_SHORT TASK_.
Retype exactly what appears below from the line containing "Rebuild this screenshot" down to the line containing "20, 10, 0];", keeping both end lines. Do not include pictures.

* BEGIN MATERIAL FOR THIS TASK *

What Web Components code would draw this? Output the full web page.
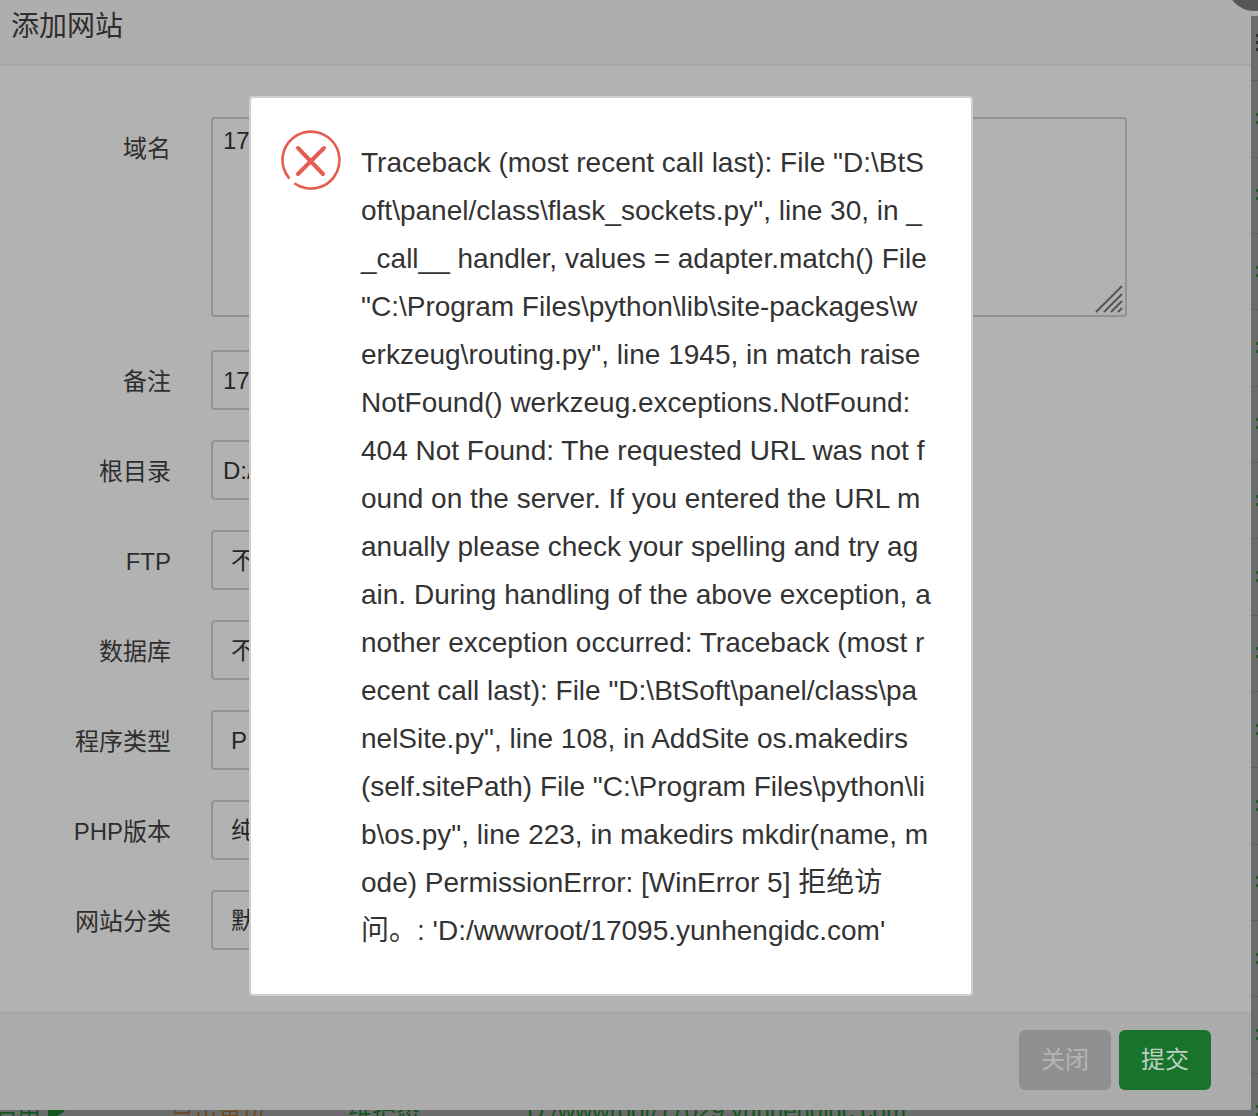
<!DOCTYPE html>
<html>
<head>
<meta charset="utf-8">
<title>添加网站</title>
<style>
  html, body { margin: 0; height: 100%; overflow: hidden; background: #666; }
</style>
</head>
<body>
<site-table></site-table>
<add-site-dialog>
  <form-row label="域名" kind="area" value="17"></form-row>
  <form-row label="备注" value="17"></form-row>
  <form-row label="根目录" value="D:/"></form-row>
  <form-row label="FTP" value="不" indent></form-row>
  <form-row label="数据库" value="不" indent></form-row>
  <form-row label="程序类型" value="P" indent></form-row>
  <form-row label="PHP版本" value="纯" indent></form-row>
  <form-row label="网站分类" value="默" indent></form-row>
</add-site-dialog>
<error-box>
  Traceback (most recent call last): File "D:\BtS<br>
  oft\panel/class\flask_sockets.py", line 30, in _<br>
  _call__ handler, values = adapter.match() File<br>
  "C:\Program Files\python\lib\site-packages\w<br>
  erkzeug\routing.py", line 1945, in match raise<br>
  NotFound() werkzeug.exceptions.NotFound:<br>
  404 Not Found: The requested URL was not f<br>
  ound on the server. If you entered the URL m<br>
  anually please check your spelling and try ag<br>
  ain. During handling of the above exception, a<br>
  nother exception occurred: Traceback (most r<br>
  ecent call last): File "D:\BtSoft\panel/class\pa<br>
  nelSite.py", line 108, in AddSite os.makedirs<br>
  (self.sitePath) File "C:\Program Files\python\li<br>
  b\os.py", line 223, in makedirs mkdir(name, m<br>
  ode) PermissionError: [WinError 5] 拒绝访<br>
  问。: 'D:/wwwroot/17095.yunhengidc.com'
</error-box>

<script>
const FONT = '"Liberation Sans", "Noto Sans CJK SC", sans-serif'

// the site list behind the dialog, only its edges show
customElements.define('site-table', class extends HTMLElement {
  constructor () {
    super()
    let rows = ''
    for (let i = 0; i < 15; i++) {
      const last = i === 14
      rows += `
      <div class="row">
        <span class="state">${last ? '启用<i></i>' : ''}</span>
        <span class="backup">${last ? '点击备份' : ''}</span>
        <span>${last ? '维护态' : ''}</span>
        <span>${last ? 'D:/wwwroot/17029.yunhengidc.com' : ''}</span>
        <span class="action ${i === 0 ? 'head' : ''}"></span>
      </div>`
    }
    this.attachShadow({ mode: 'open' }).innerHTML = `
      <style>
        :host { display: block; height: 1116px; overflow: hidden; background: #6c6c6c; box-sizing: border-box; padding-top: 5px; font: 24px ${FONT}; color: #14561f; }
        .row { display: grid; grid-template-columns: 170px 178px 179px 729px 2px; box-sizing: border-box; height: 76.35px; line-height: 74px; border-bottom: 1px solid #5e5e5e; white-space: nowrap; overflow: hidden; }
        .state { margin-left: -7px; display: flex; align-items: center; }
        .state i { margin-left: 7px; border-left: 17px solid #14561f; border-top: 11px solid transparent; border-bottom: 11px solid transparent; }
        .backup { color: #6e4a1a; }
        .action { align-self: center; height: 14px; margin-top: 2px; background: repeating-linear-gradient(#2a5a34 0 3px, transparent 3px 8px); }
        .action.head { height: 20px; background: repeating-linear-gradient(#333 0 3px, transparent 3px 7px); }
      </style>
      ${rows}`
  }
})

customElements.define('add-site-dialog', class extends HTMLElement {
  constructor () {
    super()
    this.attachShadow({ mode: 'open' }).innerHTML = `
      <style>
        :host { position: absolute; left: 0; top: 0; width: 1251px; height: 1110px; background: #b2b2b2; display: flex; flex-direction: column; font-family: ${FONT}; }
        header { height: 66px; box-sizing: border-box; background: #aeaeae; border-bottom: 2px solid #a6a6a6; padding-left: 11px; font-size: 28px; line-height: 54px; color: #2e2e2e; }
        .body { flex: 1; display: flex; flex-direction: column; gap: 30px; padding-top: 51px; }
        footer { height: 98px; box-sizing: border-box; background: #ababab; border-top: 2px solid #a6a6a6; display: flex; justify-content: flex-end; gap: 8px; padding: 16px 40px 0 0; }
        button { width: 92px; height: 60px; border: 0; border-radius: 6px; font: 24px ${FONT}; padding: 0 0 6px; }
        .close { background: #909090; color: #b5b5b5; }
        .submit { background: #18742c; color: #bcd0c0; }
        .dot { position: absolute; left: 1222px; top: -48px; width: 54px; height: 54px; border-radius: 50%; background: #565656; border: 5px solid #aeaeae; }
      </style>
      <header>添加网站</header>
      <div class="body"><slot></slot></div>
      <footer><button class="close">关闭</button><button class="submit">提交</button></footer>
      <div class="dot"></div>`
  }
})

customElements.define('form-row', class extends HTMLElement {
  constructor () {
    super()
    const area = this.getAttribute('kind') === 'area'
    const indent = this.hasAttribute('indent')
    this.attachShadow({ mode: 'open' }).innerHTML = `
      <style>
        :host { display: flex; align-items: flex-start; gap: 40px; height: ${area ? 203 : 60}px; color: #2e2e2e; font-size: 24px; }
        label { width: 171px; text-align: right; line-height: 64px; white-space: nowrap; }
        .field { box-sizing: border-box; width: ${area ? 916 : 500}px; height: ${area ? 200 : 60}px; border: 2px solid #929292; border-radius: 4px; padding: ${area ? '4px' : '0'} 10px 0 ${indent ? 18 : 10}px; line-height: ${area ? 36 : 58}px; color: #262626; position: relative; }
        svg { position: absolute; right: 2px; bottom: 2px; }
      </style>
      <label>${this.getAttribute('label')}</label>
      <div class="field">${this.getAttribute('value')}
        ${area ? `<svg width="28" height="28" viewBox="0 0 28 28" fill="none" stroke="#555" stroke-width="2"><path d="M1 27 27 1M9 27 27 9M16 27 27 16M23 27 27 23"/></svg>` : ''}
      </div>`
  }
})

customElements.define('error-box', class extends HTMLElement {
  constructor () {
    super()
    this.attachShadow({ mode: 'open' }).innerHTML = `
      <style>
        :host { position: absolute; left: 249px; top: 96px; width: 724px; height: 900px; box-sizing: border-box; background: #fff; border: 2px solid #cfcfcf; border-radius: 4px; display: flex; font-family: ${FONT}; }
        svg { flex: none; margin: 30.5px 0 0 29px; }
        .msg { margin: 41px 0 0 19px; font-size: 28px; line-height: 48px; color: #333; white-space: nowrap; }
      </style>
      <svg width="62" height="62" viewBox="0 0 62 62" fill="none" stroke="#e35d50">
        <path stroke-width="2.6" d="M9.4 49.7A28.5 28.5 0 1 1 14.3 54.2"/>
        <path stroke-width="4" stroke-linecap="round" d="M18 19 43 45M44 19 18 45"/>
      </svg>
      <div class="msg"><slot></slot></div>`
  }
})
</script>
</body>
</html>
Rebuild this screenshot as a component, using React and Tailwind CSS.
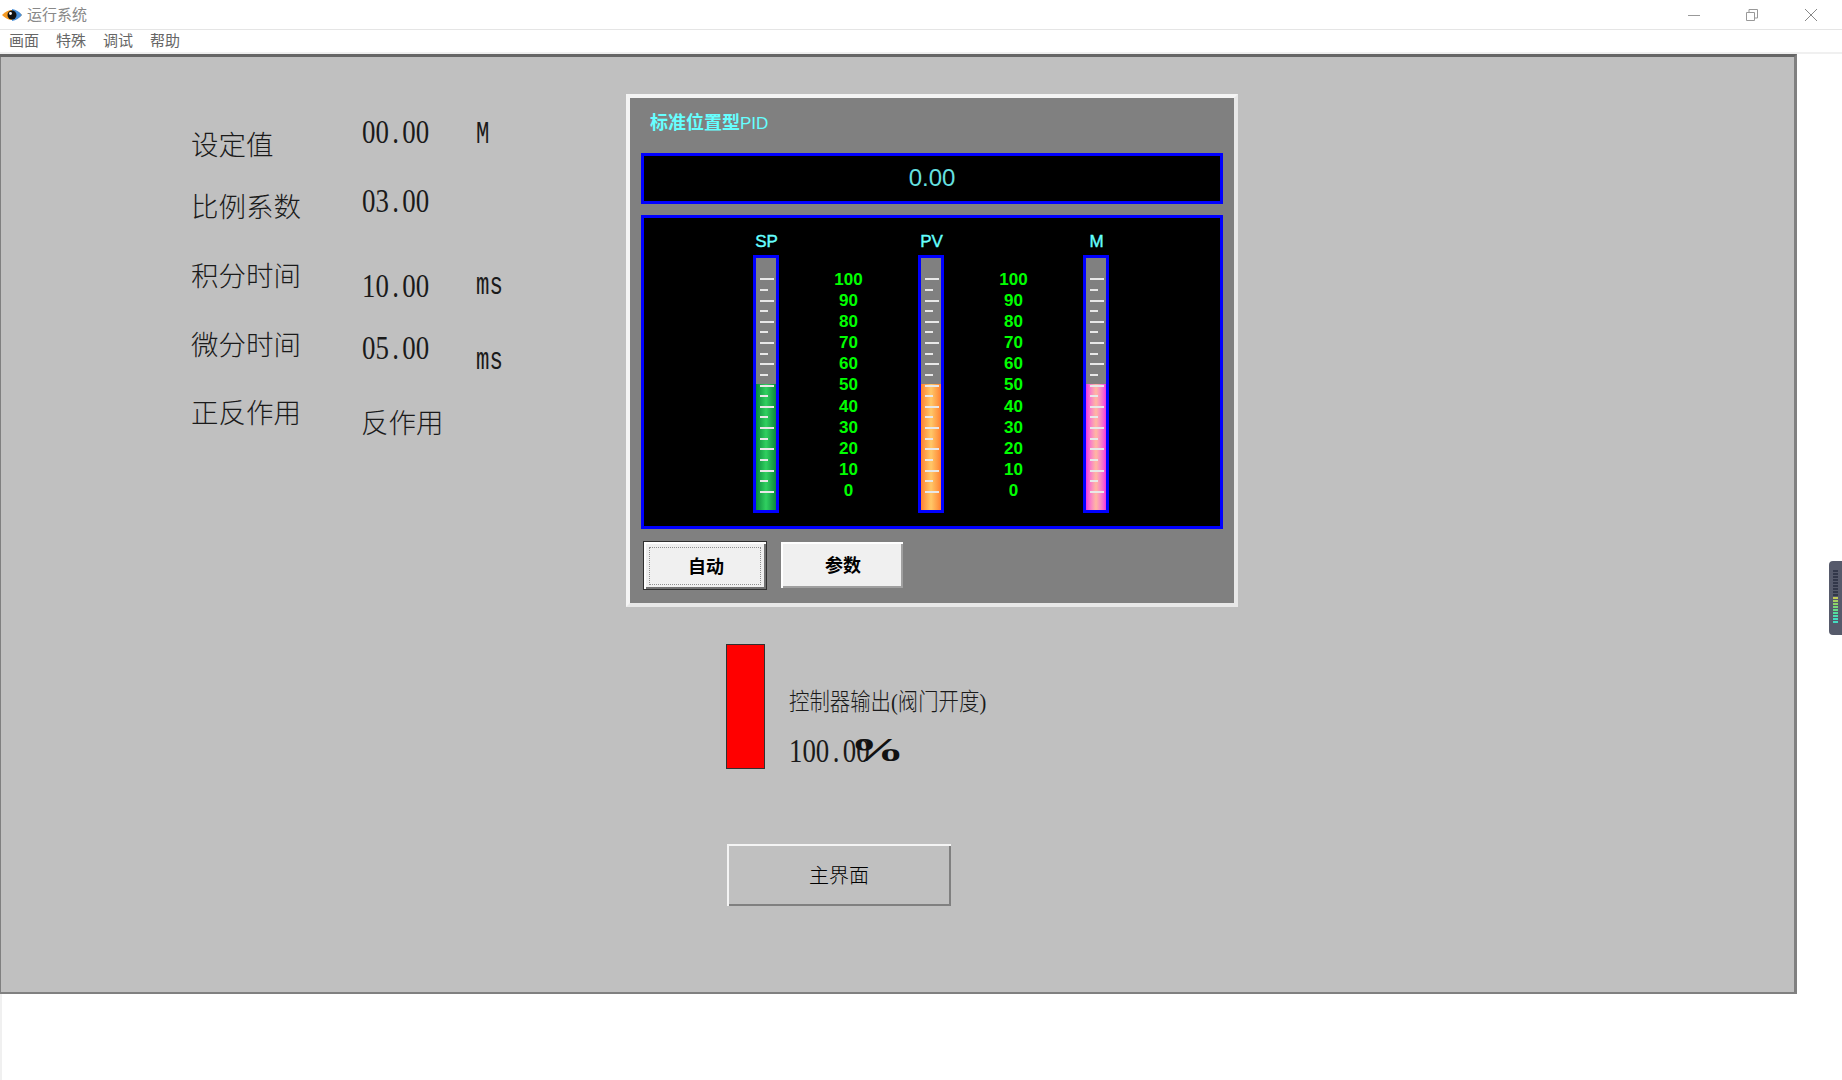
import React from 'react';

const ticks = Array.from({ length: 21 }, (_, i) => i);
const scale = [100, 90, 80, 70, 60, 50, 40, 30, 20, 10, 0];

const Bar = ({ label, fill }) => (
  <div className="flex w-[26px] flex-col items-center">
    <div className="flex h-[37px] w-[50px] items-start justify-center pt-[15px] pl-[1px] text-[17px] leading-[18px] text-[#66ffff] [-webkit-text-stroke:0.4px_#66ffff]">
      {label}
    </div>
    <div className="relative h-[258px] w-[26px] overflow-hidden border-[3px] border-[#0000ff] bg-[#808080]">
      <div className={`absolute bottom-0 left-0 h-[126px] w-full ${fill}`} />
      <div className="relative flex flex-col pt-[16px] pl-[4px]">
        {ticks.map((i) => (
          <div key={i} className="flex h-[10.63px] items-center">
            <div className={`h-[2px] bg-[#e8e8e8] ${i % 2 === 0 ? 'w-[14px]' : 'w-[8px]'}`} />
          </div>
        ))}
      </div>
    </div>
  </div>
);

const Scale = () => (
  <div className="flex w-[139px] flex-col pt-[51px] text-center text-[17px] font-bold text-[#00ff00]">
    {scale.map((n) => (
      <div key={n} className="h-[21.1px] leading-[21.1px]">{n}</div>
    ))}
  </div>
);

// half-width numbers of the HMI font: tall and narrow, the dot takes a full cell
const Num = ({ className, children }) => (
  <div className={`absolute origin-left scale-x-[0.79] whitespace-nowrap font-['Liberation_Serif',serif] text-[34px] leading-[36px] text-[#1a1a1a] ${className}`}>
    {children.split('').map((c, i) => (
      <span key={i} className="inline-block w-[17px] text-center">{c}</span>
    ))}
  </div>
);

const Unit = ({ className, children }) => (
  <div className={`absolute origin-left scale-x-[0.72] font-['Liberation_Mono',monospace] text-[31px] leading-[36px] text-[#1a1a1a] ${className}`}>
    {children}
  </div>
);

const Label = ({ className, children }) => (
  <div className={`absolute whitespace-nowrap text-[27.5px] leading-[32px] font-light text-[#1a1a1a] ${className}`}>
    {children}
  </div>
);

const Panel = () => (
  <div className="absolute top-[37px] left-[626px] h-[513px] w-[612px] border-[4px] border-t-[#f4f4f4] border-r-[#e8e8e8] border-b-[#e8e8e8] border-l-[#f4f4f4] bg-[#808080] px-[11px]">
    <div className="flex h-[55px] items-center pb-[4px] pl-[9px] text-[18px] font-bold text-[#66ffff]">
      标准位置型<span className="font-['Liberation_Sans',sans-serif] text-[17px] font-normal">PID</span>
    </div>
    <div className="flex h-[51px] w-[582px] items-center justify-center border-[3px] border-[#0000ff] bg-black pb-[1px] font-['Liberation_Sans',sans-serif] text-[24px] text-[#66e0e0]">
      0.00
    </div>
    <div className="mt-[11px] flex h-[314px] w-[582px] border-[3px] border-[#0000ff] bg-black pl-[109px] font-['Liberation_Sans',sans-serif]">
      <Bar label="SP" fill="bg-gradient-to-r from-[#0a8a3c] via-[#30d060] to-[#0a8a3c]" />
      <Scale />
      <Bar label="PV" fill="bg-gradient-to-r from-[#ff8030] via-[#ffc868] to-[#ff8030]" />
      <Scale />
      <Bar label="M" fill="bg-gradient-to-r from-[#f030e0] via-[#ffb8a0] to-[#f030e0]" />
    </div>
    <div className="mt-[12px] ml-[2px] flex items-start">
      <button className="flex h-[49px] w-[124px] items-center justify-center border border-[#303030] bg-[#f0f0f0] text-[18px] font-bold text-black shadow-[inset_2px_2px_0_#ffffff,inset_-2px_-2px_0_#707070]">
        <span className="flex h-[38px] w-[112px] items-center justify-center border border-dotted border-[#909090] pt-[3px] pl-[2px]">自动</span>
      </button>
      <button className="ml-[14px] mt-[1px] flex h-[46px] w-[122px] items-center justify-center bg-[#f0f0f0] pt-[3px] pl-[2px] text-[18px] font-bold text-black shadow-[inset_2px_2px_0_#ffffff,inset_-2px_-2px_0_#a0a0a0]">
        参数
      </button>
    </div>
  </div>
);

const Canvas = () => (
  <div className="relative h-[940px] w-[1797px] border-t-[3px] border-r-[3px] border-b-[2px] border-t-[#666666] border-r-[#808080] border-b-[#808080] bg-[#c0c0c0] shadow-[inset_1px_0_0_#808080]">
    <Label className="top-[73px] left-[191px]">设定值</Label>
    <Label className="top-[135px] left-[191px]">比例系数</Label>
    <Label className="top-[204px] left-[191px]">积分时间</Label>
    <Label className="top-[273px] left-[191px]">微分时间</Label>
    <Label className="top-[341px] left-[191px]">正反作用</Label>
    <Label className="top-[351px] left-[361px]">反作用</Label>

    <Num className="top-[57px] left-[362px]">00.00</Num>
    <Num className="top-[126px] left-[362px]">03.00</Num>
    <Num className="top-[211px] left-[362px]">10.00</Num>
    <Num className="top-[273px] left-[362px]">05.00</Num>
    <Unit className="top-[60px] left-[476px]">M</Unit>
    <Unit className="top-[211px] left-[476px]">ms</Unit>
    <Unit className="top-[286px] left-[476px]">ms</Unit>

    <Panel />

    <div className="absolute top-[587px] left-[726px] h-[125px] w-[39px] border border-[#303030] bg-[#ff0000]" />
    <div className="absolute top-[630px] left-[789px] origin-left scale-x-[0.85] whitespace-nowrap text-[24px] leading-[30px] font-light text-[#1a1a1a]">
      控制器输出(阀门开度)
    </div>
    <Num className="top-[676px] left-[789px]">100.00</Num>
    <div className="absolute top-[673px] left-[850px] origin-left scale-x-[1.6] font-['Liberation_Serif',serif] text-[34px] leading-[40px] font-bold text-[#111111]">%</div>

    <button className="absolute top-[787px] left-[727px] flex h-[62px] w-[224px] items-center justify-center bg-[#c0c0c0] pt-[1px] text-[20px] font-light text-black shadow-[inset_2px_2px_0_#f4f4f4,inset_-2px_-2px_0_#808080]">
      主界面
    </button>
  </div>
);

const App = () => (
  <div className="relative h-[1080px] w-[1842px] overflow-hidden bg-white font-['Liberation_Serif','Noto_Sans_CJK_SC',sans-serif]">
    <header className="flex h-[30px] items-center justify-between border-b border-[#e5e5e5] pl-[2px] font-['Noto_Sans_CJK_SC',sans-serif]">
      <div className="flex items-center gap-[5px]">
        <svg width="20" height="14" viewBox="0 0 20 14">
          <path d="M0 7 Q10 -3 20 7 Q10 17 0 7Z" fill="#f59a23" />
          <path d="M10 1 Q16 2 20 7 Q16 12 10 13Z" fill="#4a90d9" />
          <circle cx="10" cy="7" r="4.5" fill="#111111" />
          <circle cx="8.5" cy="5.5" r="1.4" fill="#ffffff" />
        </svg>
        <span className="text-[15px] text-[#888888]">运行系统</span>
      </div>
      <div className="flex items-center pr-[25px]">
        <svg width="12" height="12" viewBox="0 0 12 12" className="mr-[46px]"><path d="M0 6.5H12" stroke="#999999" /></svg>
        <svg width="12" height="12" viewBox="0 0 12 12" className="mr-[47px]" fill="none" stroke="#999999"><path d="M0.5 3.5H8.5V11.5H0.5Z M3 3V0.5H11.5V9H9" /></svg>
        <svg width="12" height="12" viewBox="0 0 12 12" stroke="#888888"><path d="M0 0L12 12M12 0L0 12" /></svg>
      </div>
    </header>
    <nav className="flex h-[24px] items-center gap-[17px] border-b-2 border-[#f0f0f0] pb-[2px] pl-[9px] font-['Noto_Sans_CJK_SC',sans-serif] text-[15px] text-[#666666]">
      <span>画面</span>
      <span>特殊</span>
      <span>调试</span>
      <span>帮助</span>
    </nav>
    <Canvas />
    <div className="h-[86px] border-l-2 border-[#f0f0f0]" />
    <div className="absolute top-[561px] right-0 flex h-[74px] w-[13px] flex-col items-center gap-[1px] rounded-l-[4px] bg-[#565a6b] pt-[9px] pr-[1px]">
      {['#33384a', '#33384a', '#33384a', '#33384a', '#33384a', '#33384a', '#33384a', '#33384a', '#33384a', '#c2cc55', '#a6d060', '#8ed468', '#7ad878', '#66dc88', '#55dc9c', '#4cdcb0', '#44dcc0', '#44dcc0'].map((c, i) => (
        <div key={i} className="h-[2px] w-[5px]" style={{ backgroundColor: c }} />
      ))}
    </div>
  </div>
);

export default App;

* END MATERIAL FOR THIS TASK *

_FINISHED ANSWER_.
Rebuild this screenshot as a component, using React and Tailwind CSS.
import React from 'react';

const ticks = Array.from({ length: 21 }, (_, i) => i);
const scale = [100, 90, 80, 70, 60, 50, 40, 30, 20, 10, 0];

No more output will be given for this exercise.